Exercise details:
Extract, in full, the lines below, beginning at the first and ending with the line that contains "import React from 'react'". Pictures do not belong in the copy.

Information shown:
** Begin **
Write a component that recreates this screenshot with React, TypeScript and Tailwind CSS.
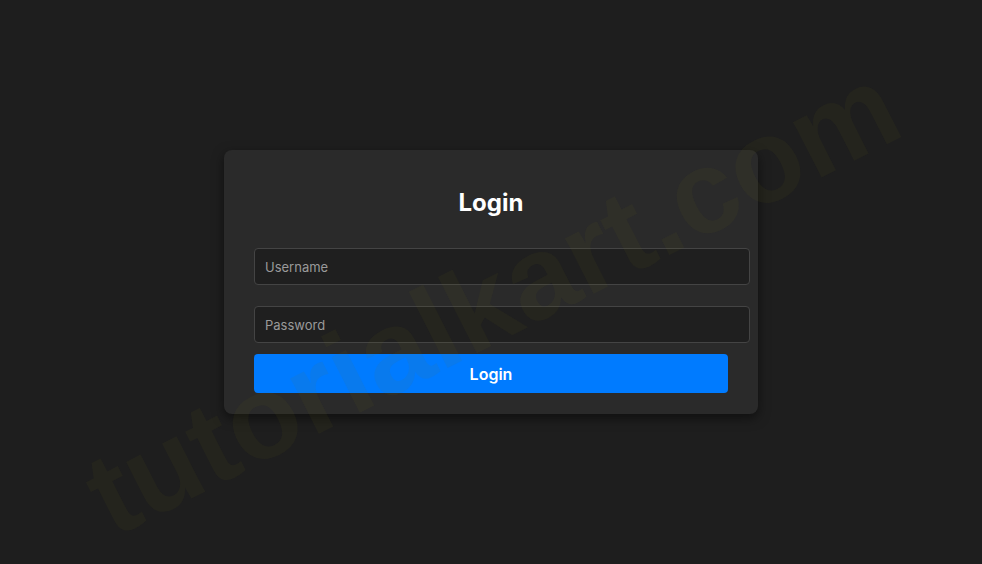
import React from 'react'

export default function App() {
  return (
    <div
      className="relative h-[564px] w-full overflow-hidden bg-[#1e1e1e]"
      style={{ fontFamily: 'Inter, "Liberation Sans", sans-serif' }}
    >
      <div className="flex justify-center pt-[150px]">
        <div className="w-[534px] rounded-lg bg-[#2a2a2a] px-[30px] pt-[37px] pb-[21px] shadow-[0_4px_12px_rgba(0,0,0,0.5)]">
          <h2 className="mb-[29px] text-center text-[24px] leading-8 font-bold text-white">Login</h2>
          <input
            type="text"
            placeholder="Username"
            className="mb-[21px] block h-[37px] w-[496px] rounded border border-[#444] bg-[#1f1f1f] px-[10px] text-[13px] text-white placeholder:text-[#9a9a9a] outline-none"
          />
          <input
            type="password"
            placeholder="Password"
            className="mb-[11px] block h-[37px] w-[496px] rounded border border-[#444] bg-[#1f1f1f] px-[10px] text-[13px] text-white placeholder:text-[#9a9a9a] outline-none"
          />
          <button className="block h-[39px] w-full rounded bg-[#007bff] text-[16px] font-semibold text-white">
            Login
          </button>
        </div>
      </div>

      {/* watermark */}
      <div
        className="pointer-events-none absolute top-[300px] left-[492px] -translate-x-1/2 -translate-y-1/2 -rotate-[27deg] whitespace-nowrap text-[118px] font-bold text-[rgba(110,110,20,0.08)]"
        style={{ fontFamily: '"Liberation Sans", Arial, sans-serif' }}
      >
        tutorialkart.com
      </div>
    </div>
  )
}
** End **
Solution to the exercise:
Write a component that recreates this screenshot with React, TypeScript and Tailwind CSS.
import React from 'react'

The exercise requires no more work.